Your objective
Search the data below for "this"; list each line that holds it.

Source data

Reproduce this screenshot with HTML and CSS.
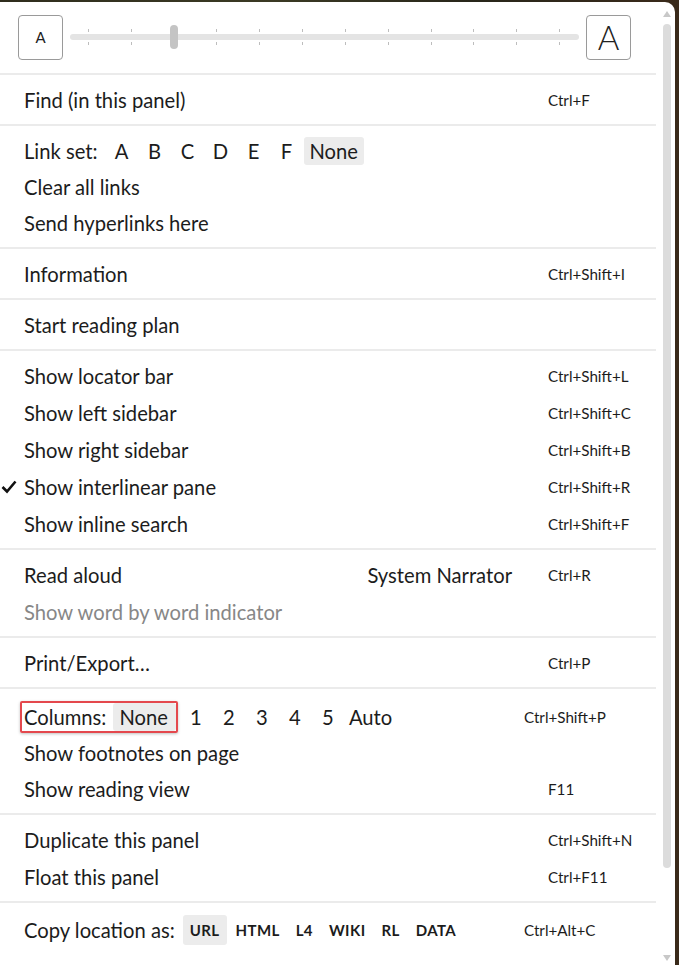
FILE: index.html
```html
<!DOCTYPE html>
<html>
<head>
<meta charset="utf-8">
<link rel="stylesheet" href="styles.css">
</head>
<body>
<div class="panel">
  <div class="menu">
    <div class="section size-row">
      <div class="size-box small">A</div>
      <div class="slider">
        <span class="tick"></span><span class="tick"></span><span class="tick thumb"></span><span class="tick"></span><span class="tick"></span><span class="tick"></span><span class="tick"></span><span class="tick"></span><span class="tick"></span><span class="tick"></span><span class="tick"></span><span class="tick"></span>
      </div>
      <div class="size-box large">A</div>
    </div>

    <div class="section">
      <div class="row"><span class="check"></span><span class="label">Find (in this panel)</span><span class="key">Ctrl+F</span></div>
    </div>

    <div class="section">
      <div class="row row-link">
        <span class="check"></span>
        <span class="label options">
          <span class="opt-label">Link set:</span>
          <span class="opt">A</span><span class="opt">B</span><span class="opt">C</span><span class="opt">D</span><span class="opt">E</span><span class="opt">F</span><span class="opt chip">None</span>
        </span>
        <span class="key"></span>
      </div>
      <div class="row row-short"><span class="check"></span><span class="label">Clear all links</span><span class="key"></span></div>
      <div class="row"><span class="check"></span><span class="label">Send hyperlinks here</span><span class="key"></span></div>
    </div>

    <div class="section">
      <div class="row"><span class="check"></span><span class="label">Information</span><span class="key">Ctrl+Shift+I</span></div>
    </div>

    <div class="section">
      <div class="row"><span class="check"></span><span class="label">Start reading plan</span><span class="key"></span></div>
    </div>

    <div class="section">
      <div class="row"><span class="check"></span><span class="label">Show locator bar</span><span class="key">Ctrl+Shift+L</span></div>
      <div class="row"><span class="check"></span><span class="label">Show left sidebar</span><span class="key">Ctrl+Shift+C</span></div>
      <div class="row"><span class="check"></span><span class="label">Show right sidebar</span><span class="key">Ctrl+Shift+B</span></div>
      <div class="row"><span class="check"><svg width="16" height="14" viewBox="0 0 16 14"><path d="M1.5 7 L6 11.5 L14.5 1.5" fill="none" stroke="#111" stroke-width="2.6"/></svg></span><span class="label">Show interlinear pane</span><span class="key">Ctrl+Shift+R</span></div>
      <div class="row"><span class="check"></span><span class="label">Show inline search</span><span class="key">Ctrl+Shift+F</span></div>
    </div>

    <div class="section">
      <div class="row row-extra"><span class="check"></span><span class="label">Read aloud</span><span class="extra">System Narrator</span><span class="key">Ctrl+R</span></div>
      <div class="row"><span class="check"></span><span class="label disabled">Show word by word indicator</span><span class="key"></span></div>
    </div>

    <div class="section">
      <div class="row"><span class="check"></span><span class="label">Print/Export…</span><span class="key">Ctrl+P</span></div>
    </div>

    <div class="section">
      <div class="row row-wide row-cols">
        <span class="check"></span>
        <span class="label options">
          <span class="highlight"><span class="opt-label">Columns:</span><span class="opt chip">None</span></span>
          <span class="opt">1</span><span class="opt">2</span><span class="opt">3</span><span class="opt">4</span><span class="opt">5</span><span class="opt">Auto</span>
        </span>
        <span class="key">Ctrl+Shift+P</span>
      </div>
      <div class="row row-foot"><span class="check"></span><span class="label">Show footnotes on page</span><span class="key"></span></div>
      <div class="row"><span class="check"></span><span class="label">Show reading view</span><span class="key">F11</span></div>
    </div>

    <div class="section">
      <div class="row"><span class="check"></span><span class="label">Duplicate this panel</span><span class="key">Ctrl+Shift+N</span></div>
      <div class="row"><span class="check"></span><span class="label">Float this panel</span><span class="key">Ctrl+F11</span></div>
    </div>

    <div class="section">
      <div class="row row-wide row-copy">
        <span class="check"></span>
        <span class="label options">
          <span class="opt-label copy-label">Copy location as:</span>
          <span class="fmt chip">URL</span><span class="fmt">HTML</span><span class="fmt">L4</span><span class="fmt">WIKI</span><span class="fmt">RL</span><span class="fmt">DATA</span>
        </span>
        <span class="key">Ctrl+Alt+C</span>
      </div>
    </div>
  </div>

  <div class="scroll">
    <span class="arrow up"></span>
    <span class="thumb-bar"></span>
    <span class="spacer"></span>
    <span class="arrow down"></span>
  </div>
</div>
</body>
</html>
```

FILE: styles.css
```css
html, body {
  margin: 0;
  padding: 0;
}

body {
  width: 679px;
  height: 965px;
  overflow: hidden;
  background: linear-gradient(90deg, #2f2d1d 0%, #3b3a24 40%, #28261a 70%, #3a2a1a 100%);
  font-family: Lato, "Noto Sans", sans-serif;
  color: #1c1c1c;
}

.panel {
  margin-top: 2px;
  width: 675px;
  height: 963px;
  background: #fff;
  border-top-right-radius: 10px;
  display: flex;
}

.menu {
  width: 656px;
  flex: none;
}

.section {
  padding: 6px 0;
  border-top: 2px solid #ebebeb;
}

.section:first-child {
  border-top: none;
}

/* size row */
.size-row {
  display: flex;
  align-items: center;
  padding: 12px 25px 13px 18px;
  gap: 7px;
}

.size-box {
  width: 43px;
  height: 43px;
  border: 1.5px solid #9a9a9a;
  border-radius: 4px;
  display: flex;
  align-items: center;
  justify-content: center;
  color: #222;
  flex: none;
  font-weight: 300;
}

.size-box.small {
  font-size: 15px;
  font-weight: 400;
}

.size-box.large {
  font-size: 33px;
}

.slider {
  flex: 1;
  height: 46px;
  position: relative;
  display: flex;
  justify-content: space-between;
  align-items: center;
  padding: 0 19px 0 18px;
}

.slider::before {
  content: "";
  position: absolute;
  left: 0;
  right: 0;
  top: 20px;
  height: 6px;
  border-radius: 3px;
  background: #e4e4e4;
}

.tick {
  position: relative;
  width: 1px;
  height: 16px;
  background: linear-gradient(#bdbdbd 0, #bdbdbd 3px, transparent 3px, transparent 13px, #bdbdbd 13px, #bdbdbd 16px);
}

.tick.thumb::after {
  content: "";
  position: absolute;
  left: -3.5px;
  top: -4px;
  width: 8px;
  height: 24px;
  border-radius: 4px;
  background: #c4c4c4;
}

/* rows */
.row {
  box-sizing: border-box;
  display: grid;
  grid-template-columns: 24px 1fr 108px;
  align-items: center;
  height: 37px;
  font-size: 20.2px;
}

.row-extra {
  grid-template-columns: 24px 1fr auto 108px;
}

.row-wide {
  grid-template-columns: 24px 1fr 132px;
}

.row-link {
  height: 38px;
}

.row-short {
  height: 34px;
}

.row-foot {
  height: 35px;
}

.row-cols {
  height: 40px;
  padding-top: 4px;
}

.row-copy {
  height: 40px;
  padding-top: 2px;
}

.check {
  display: flex;
  align-items: center;
  padding-left: 1px;
}

.label {
  white-space: nowrap;
}

.disabled {
  color: #878787;
}

.extra {
  margin-right: 36px;
}

.key {
  font-size: 15.2px;
  white-space: nowrap;
}

.options {
  display: flex;
  align-items: center;
}

.opt-label {
  margin-right: 12px;
}

.opt {
  min-width: 24px;
  text-align: center;
  margin-right: 9px;
  line-height: 28px;
}

.chip {
  background: #ececec;
  border-radius: 3px;
  padding: 0 6px;
}

.opt + .chip {
  margin-left: -4px;
}

.highlight {
  box-sizing: border-box;
  height: 32px;
  display: inline-flex;
  align-items: center;
  margin-left: -4px;
  padding-left: 2px;
  border: 2px solid #e4484d;
  border-radius: 2px;
  box-shadow: 0 1px 3px rgba(0, 0, 0, 0.25);
  margin-right: 6px;
}

.highlight .opt-label {
  margin-right: 7px;
}

.highlight .chip {
  margin-right: 0;
  padding: 0 8px 0 6px;
}

.copy-label {
  margin-right: 8px;
}

.fmt {
  font-size: 15px;
  font-weight: 700;
  letter-spacing: 0.4px;
  padding: 0 7px;
  margin-right: 2px;
  line-height: 30px;
}

/* scrollbar */
.scroll {
  width: 19px;
  flex: none;
  display: flex;
  flex-direction: column;
  align-items: center;
  padding: 9px 0 4px 3px;
  box-sizing: border-box;
}

.arrow {
  width: 0;
  height: 0;
  border-left: 4.5px solid transparent;
  border-right: 4.5px solid transparent;
  flex: none;
}

.arrow.up {
  border-bottom: 6px solid #c8c8c8;
}

.arrow.down {
  border-top: 6px solid #c8c8c8;
}

.thumb-bar {
  margin-top: 7px;
  width: 8px;
  height: 844px;
  border-radius: 4px;
  background: #dcdcdc;
  flex: none;
}

.spacer {
  flex: 1;
}
```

Completed task
Reproduce this screenshot with HTML and CSS.
      <div class="row"><span class="check"></span><span class="label">Find (in this panel)</span><span class="key">Ctrl+F</span></div>
      <div class="row"><span class="check"></span><span class="label">Duplicate this panel</span><span class="key">Ctrl+Shift+N</span></div>
      <div class="row"><span class="check"></span><span class="label">Float this panel</span><span class="key">Ctrl+F11</span></div>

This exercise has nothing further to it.